Azure ML Datastore Configuration: Verify your datastore is correctly configured to use the service principal. In Azure ML Studio, go to Datastores, select your Gen2 datastore, and confirm the authentication method is set to ‘Service Principal’ with the correct tenant ID, client ID, and client secret. The datastore configuration must reference the same service principal that has the RBAC role assigned. If you created the datastore with different credentials, recreate it or update the credentials.

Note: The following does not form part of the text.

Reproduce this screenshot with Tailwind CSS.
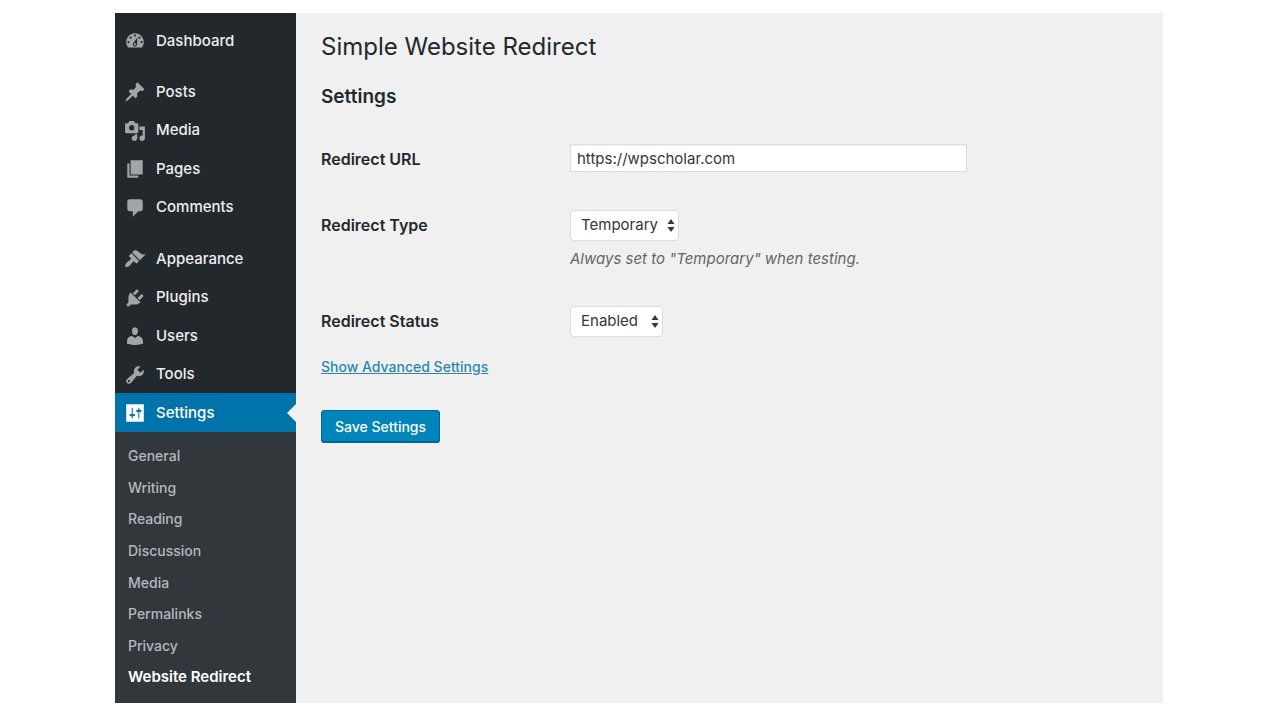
<!DOCTYPE html>
<html lang="en">
<head>
<meta charset="utf-8">
<meta name="viewport" content="width=device-width, initial-scale=1">
<title>Simple Website Redirect</title>
<script src="https://cdn.jsdelivr.net/npm/@tailwindcss/browser@4"></script>
</head>
<body class="bg-white font-['Inter','Liberation_Sans',sans-serif]">
<div class="flex min-h-screen pt-[13px] pr-[117px] pb-[17px] pl-[115px]">
  <nav aria-label="Admin menu" class="flex w-[181px] shrink-0 flex-col bg-[#23282d] pt-2 text-[15px] font-medium text-[#eeeeee]">
    <ul class="[&_svg]:size-[22px] [&_svg]:fill-[#a0a5aa] [&_a]:flex [&_a]:h-full [&_a]:items-center [&_a]:gap-[10px] [&_a]:pt-px [&_a]:pl-[9px] [&>li]:h-[39px]">
      <li><a href="#"><svg viewBox="0 0 20 20" aria-hidden="true"><path d="M3.76 16h12.48c1.1-1.37 1.76-3.11 1.76-5 0-4.42-3.58-8-8-8s-8 3.58-8 8c0 1.89.66 3.63 1.76 5zM10 4c.55 0 1 .45 1 1s-.45 1-1 1-1-.45-1-1 .45-1 1-1zM6 6c.55 0 1 .45 1 1s-.45 1-1 1-1-.45-1-1 .45-1 1-1zm8 0c.55 0 1 .45 1 1s-.45 1-1 1-1-.45-1-1 .45-1 1-1zm-5.37 5.55L12 7v6c0 1.1-.9 2-2 2s-2-.9-2-2c0-.57.24-1.08.63-1.45zM4 10c.55 0 1 .45 1 1s-.45 1-1 1-1-.45-1-1 .45-1 1-1zm12 0c.55 0 1 .45 1 1s-.45 1-1 1-1-.45-1-1 .45-1 1-1zm-5 3c0-.55-.45-1-1-1s-1 .45-1 1 .45 1 1 1 1-.45 1-1z"/></svg>Dashboard</a></li>
    </ul>
    <ul class="mt-3 [&_svg]:size-[22px] [&_svg]:fill-[#a0a5aa] [&_a]:flex [&_a]:h-full [&_a]:items-center [&_a]:gap-[10px] [&_a]:pt-px [&_a]:pl-[9px] [&>li]:odd:h-[39px] [&>li]:even:h-[38px]">
      <li><a href="#"><svg viewBox="0 0 20 20" aria-hidden="true"><path d="M10.44 3.02l1.82-1.82 6.36 6.35-1.83 1.82c-1.05-.68-2.48-.57-3.41.36l-.75.75c-.92.93-1.04 2.35-.35 3.41l-1.83 1.82-2.41-2.41-2.8 2.79c-.42.42-3.38 2.71-3.8 2.29s1.86-3.39 2.28-3.81l2.79-2.79L4.1 9.36l1.83-1.82c1.05.69 2.48.57 3.4-.36l.75-.75c.93-.92 1.05-2.35.36-3.41z"/></svg>Posts</a></li>
      <li><a href="#"><svg viewBox="0 0 20 20" aria-hidden="true"><path d="M13 11V4c0-.55-.45-1-1-1h-1.67L9 1H5L3.67 3H2c-.55 0-1 .45-1 1v7c0 .55.45 1 1 1h10c.55 0 1-.45 1-1zM7 4.5c1.38 0 2.5 1.12 2.5 2.5S8.38 9.5 7 9.5 4.5 8.38 4.5 7 5.62 4.5 7 4.5zM14 6h5v10.5c0 1.38-1.12 2.5-2.5 2.5S14 17.88 14 16.5s1.12-2.5 2.5-2.5c.17 0 .34.02.5.05V9h-3V6zm-4 8.05V13h2v3.5c0 1.38-1.12 2.5-2.5 2.5S7 17.88 7 16.5 8.12 14 9.5 14c.17 0 .34.02.5.05z"/></svg>Media</a></li>
      <li><a href="#"><svg viewBox="0 0 20 20" aria-hidden="true"><path d="M6 15V2h11v13H6zm-1 1h8v2H3V5h2v11z"/></svg>Pages</a></li>
      <li><a href="#"><svg viewBox="0 0 20 20" aria-hidden="true"><path d="M5 2h10c1.1 0 2 .9 2 2v7c0 1.1-.9 2-2 2h-2l-5 5v-5H5c-1.1 0-2-.9-2-2V4c0-1.1.9-2 2-2z"/></svg>Comments</a></li>
    </ul>
    <ul class="mt-[13px] [&_svg]:size-[22px] [&_svg]:fill-[#a0a5aa] [&_a]:flex [&_a]:h-full [&_a]:items-center [&_a]:gap-[10px] [&_a]:pt-px [&_a]:pl-[9px] [&>li]:odd:h-[39px] [&>li]:even:h-[38px]">
      <li><a href="#"><svg viewBox="0 0 20 20" aria-hidden="true"><path d="M14.48 11.06L7.41 3.99l1.5-1.5c.5-.56 2.3-.47 3.51.32 1.21.8 1.43 1.28 2.91 2.1 1.18.64 2.45 1.26 4.45.85zm-.71.71L6.7 4.7 4.93 6.47c-.39.39-.39 1.02 0 1.41l1.06 1.06c.39.39.39 1.03 0 1.42-.6.6-1.43 1.11-2.21 1.69-.35.26-.7.53-1.01.84C1.43 14.23.4 16.08 1.4 17.07c.99 1 2.84-.03 4.18-1.36.31-.31.58-.66.85-1.02.57-.78 1.08-1.61 1.69-2.21.39-.39 1.02-.39 1.41 0l1.06 1.06c.39.39 1.02.39 1.41 0z"/></svg>Appearance</a></li>
      <li><a href="#"><svg viewBox="0 0 20 20" aria-hidden="true"><path d="M13.11 4.36L9.87 7.6 8 5.73l3.24-3.24c.35-.34 1.05-.2 1.56.32.52.51.66 1.21.31 1.55zm-8 1.77l.91-1.12 9.01 9.01-1.19.84c-.71.71-2.63 1.16-3.82 1.16H6.14L4.9 17.26c-.59.59-1.54.59-2.12 0-.59-.58-.59-1.53 0-2.12l1.24-1.24v-3.88c0-1.13.4-3.19 1.09-3.89zm7.26 3.97l3.24-3.24c.34-.35 1.04-.21 1.55.31.52.51.66 1.21.31 1.55l-3.24 3.25z"/></svg>Plugins</a></li>
      <li><a href="#"><svg viewBox="0 0 20 20" aria-hidden="true"><path d="M10 9.25c-2.27 0-2.73-3.44-2.73-3.44C7 4.02 7.82 2 9.97 2c2.16 0 2.98 2.02 2.71 3.81 0 0-.41 3.44-2.68 3.44zm0 2.57L12.72 10c2.39 0 4.52 2.33 4.52 4.53v2.49s-3.65 1.13-7.24 1.13c-3.65 0-7.24-1.13-7.24-1.13v-2.49c0-2.25 1.94-4.48 4.47-4.48z"/></svg>Users</a></li>
      <li><a href="#"><svg viewBox="0 0 20 20" aria-hidden="true"><path d="M16.68 9.77c-1.34 1.34-3.3 1.67-4.95.99l-5.41 6.52c-.99.99-2.59.99-3.58 0s-.99-2.59 0-3.57l6.52-5.42c-.68-1.65-.35-3.61.99-4.95 1.28-1.28 3.12-1.62 4.72-1.06l-2.89 2.89 2.82 2.82 2.86-2.87c.53 1.58.18 3.39-1.08 4.65zM3.81 16.21c.4.39 1.04.39 1.43 0 .4-.4.4-1.04 0-1.43-.39-.4-1.03-.4-1.43 0-.39.39-.39 1.03 0 1.43z"/></svg>Tools</a></li>
      <li class="relative bg-[#0073aa] text-white"><a href="#" aria-current="true"><svg class="!fill-white" viewBox="0 0 20 20" aria-hidden="true"><path d="M18 18V2H2v16h16zM8 11h1c.55 0 1 .45 1 1s-.45 1-1 1H8v1.5c0 .28-.22.5-.5.5s-.5-.22-.5-.5V13H6c-.55 0-1-.45-1-1s.45-1 1-1h1V5.5c0-.28.22-.5.5-.5s.5.22.5.5V11zm5-2h-1c-.55 0-1-.45-1-1s.45-1 1-1h1V5.5c0-.28.22-.5.5-.5s.5.22.5.5V7h1c.55 0 1 .45 1 1s-.45 1-1 1h-1v5.5c0 .28-.22.5-.5.5s-.5-.22-.5-.5V9z" fill-rule="evenodd"/></svg>Settings</a>
        <span class="absolute top-1/2 right-0 -translate-y-1/2 border-y-[9px] border-r-[9px] border-y-transparent border-r-[#f0f0f0]"></span></li>
    </ul>
    <ul class="flex-1 bg-[#32373c] pt-[7px] pb-[10px] pl-[13px] text-[14px] text-[#b4b9be] [&_a]:flex [&_a]:h-full [&_a]:items-center [&>li]:h-8 [&>li:nth-child(3n)]:h-[31px]">
      <li><a href="#">General</a></li>
      <li><a href="#">Writing</a></li>
      <li><a href="#">Reading</a></li>
      <li><a href="#">Discussion</a></li>
      <li><a href="#">Media</a></li>
      <li><a href="#">Permalinks</a></li>
      <li><a href="#">Privacy</a></li>
      <li class="text-[15px] font-semibold text-white"><a href="#" aria-current="page">Website Redirect</a></li>
    </ul>
  </nav>
  <main class="min-w-0 flex-1 bg-[#f0f0f0] px-[25px] pt-[18px] text-[15px] text-[#444444]">
    <h1 class="text-[24px] leading-8 text-[#23282d]">Simple Website Redirect</h1>
    <h2 class="mt-[22px] text-[19px] leading-6 font-semibold text-[#23282d]">Settings</h2>
    <form>
      <div class="mt-[35px] grid grid-cols-[249px_1fr]">
        <label for="url" class="text-[16px] leading-[30px] font-semibold text-[#23282d]">Redirect URL</label>
        <input id="url" type="text" value="https://wpscholar.com" class="h-7 w-full max-w-[397px] border border-[#dddddd] bg-white px-[6px] text-[#32373c] shadow-[inset_0_1px_2px_rgba(0,0,0,0.07)]">
      </div>
      <div class="mt-9 grid grid-cols-[249px_1fr]">
        <label for="type" class="text-[16px] leading-[30px] font-semibold text-[#23282d]">Redirect Type</label>
        <div>
          <div class="relative w-fit">
            <select id="type" class="block h-[31px] w-[109px] appearance-none rounded-[4px] border border-[#dddddd] bg-white pl-[10px] text-[#32373c]"><option>Temporary</option><option>Permanent</option></select>
            <svg class="pointer-events-none absolute top-2 right-1 h-[15px] w-2 fill-[#32373c]" viewBox="0 0 8 15" aria-hidden="true"><path d="M4 1l3.5 5h-7zM4 14L.5 9h7z"/></svg>
          </div>
          <p class="mt-2 leading-5 text-[#666666] italic">Always set to "Temporary" when testing.</p>
        </div>
      </div>
      <div class="mt-[37px] grid grid-cols-[249px_1fr]">
        <label for="status" class="text-[16px] leading-[30px] font-semibold text-[#23282d]">Redirect Status</label>
        <div class="relative w-fit">
          <select id="status" class="block h-[31px] w-[93px] appearance-none rounded-[4px] border border-[#dddddd] bg-white pl-[10px] text-[#32373c]"><option>Enabled</option><option>Disabled</option></select>
          <svg class="pointer-events-none absolute top-2 right-1 h-[15px] w-2 fill-[#32373c]" viewBox="0 0 8 15" aria-hidden="true"><path d="M4 1l3.5 5h-7zM4 14L.5 9h7z"/></svg>
        </div>
      </div>
      <a href="#" class="mt-5 block w-fit text-[14px] leading-5 font-medium text-[#2c88ab] underline">Show Advanced Settings</a>
      <button type="submit" class="mt-[33px] block h-8 rounded-[3px] border border-[#006799] bg-[#0085ba] px-[13px] text-[14px] font-medium text-white shadow-[0_1px_0_#006799]">Save Settings</button>
    </form>
  </main>
</div>
</body>
</html>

Testing Access: After role assignment propagates, test access by running a simple script in an Azure ML notebook using the compute cluster:

from azure.identity import ClientSecretCredential
from azure.storage.filedatalake import DataLakeServiceClient

credential = ClientSecretCredential(tenant_id, client_id, client_secret)
service_client = DataLakeServiceClient(account_url, credential=credential)
file_system = service_client.get_file_system_client("training-data")
print(file_system.get_paths())

If this works but your training job still fails, the issue is in how the training script or Azure ML pipeline is referencing the datastore. Ensure you’re using the registered datastore reference, not hardcoded storage URLs.

Common Pitfalls: 1) Using workspace managed identity instead of service principal - check which identity your training job actually uses. 2) Role assigned to wrong object (user instead of service principal). 3) Not waiting for role propagation. 4) Firewall rules blocking compute cluster - if storage account has network restrictions, add the Azure ML compute subnet to allowed networks. 5) Expired service principal credentials.

After implementing these fixes, your ML training jobs should successfully read from Data Lake Gen2. The 403 error will resolve once the service principal has proper data plane permissions through RBAC role assignment.